About 26,000 salaried workers at GM will receive performance bonuses today while 47,500 hourly workers on Friday will receive profit-sharing checks averaging $7,000.
And the amount U.S. salaried workers will receive in bonuses for 2011 will be less than their 2010 payout because of the company's overall performance.
GM will pay its hourly workers a total of $332.5 million in profit-sharing. The automaker wouldn't say how much bonuses to salaried workers will cost, but the total for both groups could stretch beyond $500 million, based on GM's corporate bonus formula.
Each salaried individual's bonus is based on the level of their position and personal performance as judged by their supervisor. It can vary from worker to worker.
GM, which received about $50 billion in government assistance to restructure in 2009, continues to grow sales and invest in a stronger line of vehicles. Until the government sells its GM stake, now about 26 percent, the U.S. Treasury restricts compensation for the automaker's most senior executives. Still, GM must retain talent as the auto industry rebounds and the labor market improves for many industries.
"It is important we attract and retain top talent for the organization," said GM spokeswoman Lynda Messina. The program also drives accountability, she said.
Salaried bonuses are based on a complicated formula triggered when GM achieves specific business targets globally. Those include pretax profits, cash flow, quality and market share.
Salaried workers first learned on Feb. 15 that they were eligible for bonuses, but the amounts were not known until full-year earnings were released Feb. 16.
GM reported record earnings of $7.6 billion in 2011, dampened by losses in Europe and South America. Most middle managers are classified from level 2 at the lower end to level 9 -- senior executives such as CEO Dan Akerson are unclassified.

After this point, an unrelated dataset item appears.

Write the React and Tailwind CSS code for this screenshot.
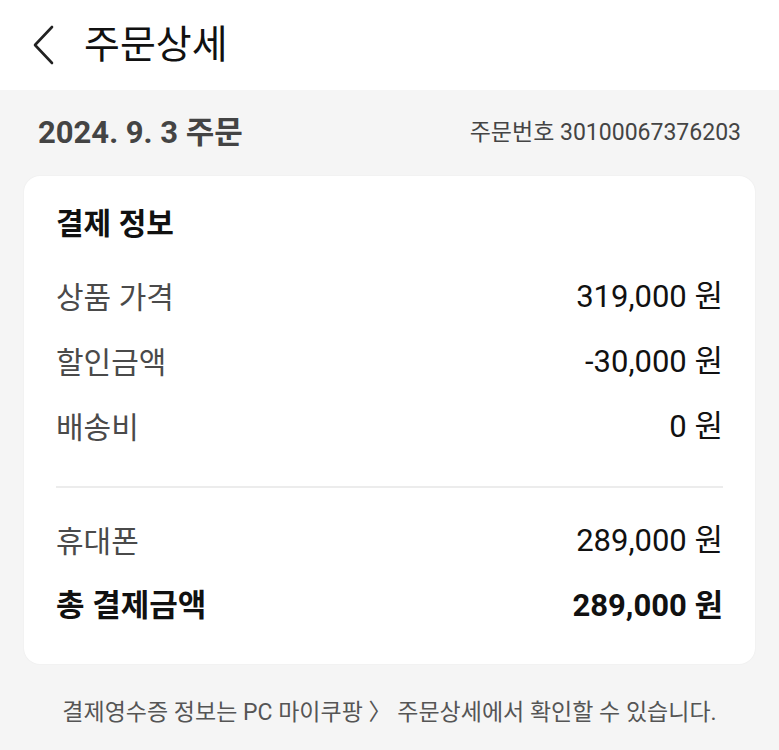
export default function App() {
  const font = { fontFamily: 'Roboto, "Noto Sans CJK KR", sans-serif' };
  const Row = ({ label, value, bold }) => (
    <div className="flex h-[65px] items-center justify-between">
      <span className={bold ? "text-[31px] font-bold text-[#111]" : "text-[30px] text-[#4a4a4a]"}>{label}</span>
      <span className={bold ? "text-[31px] font-bold text-[#111]" : "text-[31px] text-[#111]"}>{value}</span>
    </div>
  );
  return (
    <div className="min-h-[750px] w-[779px] bg-[#f5f5f5]" style={font}>
      <div className="flex h-[90px] items-center bg-white">
        <svg className="ml-[32px]" width="24" height="40" viewBox="0 0 24 40" fill="none">
          <path d="M20 2 L3 20 L20 38" stroke="#222" strokeWidth="2.6" strokeLinecap="round" strokeLinejoin="round" />
        </svg>
        <span className="ml-[28px] text-[39px] text-[#111]">주문상세</span>
      </div>
      <div className="flex h-[86px] items-center justify-between px-[38px]">
        <span className="text-[31px] font-bold text-[#444]">2024. 9. 3 주문</span>
        <span className="text-[23px] text-[#444]">주문번호 30100067376203</span>
      </div>
      <div className="mx-[24px] rounded-[16px] bg-white px-[32px] pb-[25px] pt-[22px] shadow-[0_0_2px_rgba(0,0,0,0.06)]">
        <div className="flex h-[50px] items-center text-[30px] font-bold text-[#111]">결제 정보</div>
        <div className="mt-[17px]">
          <Row label="상품 가격" value="319,000 원" />
          <Row label="할인금액" value="-30,000 원" />
          <Row label="배송비" value="0 원" />
        </div>
        <div className="mt-[26px] h-[2px] bg-[#ececec]" />
        <div className="mt-[21px]">
          <Row label="휴대폰" value="289,000 원" />
          <Row label="총 결제금액" value="289,000 원" bold />
        </div>
      </div>
      <div className="mt-[34px] flex h-[30px] items-center justify-center text-[23px] text-[#555]">
        결제영수증 정보는 PC 마이쿠팡 〉 주문상세에서 확인할 수 있습니다.
      </div>
    </div>
  );
}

A level 2 manager, with a base salary of $50,000, for example, could potentially be awarded 9 percent of his or her salary as a bonus under the Enhanced Variable Pay program. A level 9 manager could get up to 16%, said Messina. The final percentage is based on personal performance as judged by a supervisor.
This year, salaried employees are only eligible to receive 86 percent of that final figure because GM did not reach all of its company performance targets. Last year, they received 145 percent.
Hourly workers operate under a different formula based on pretax profit in North America, set forth in an agreement negotiated last fall with the UAW.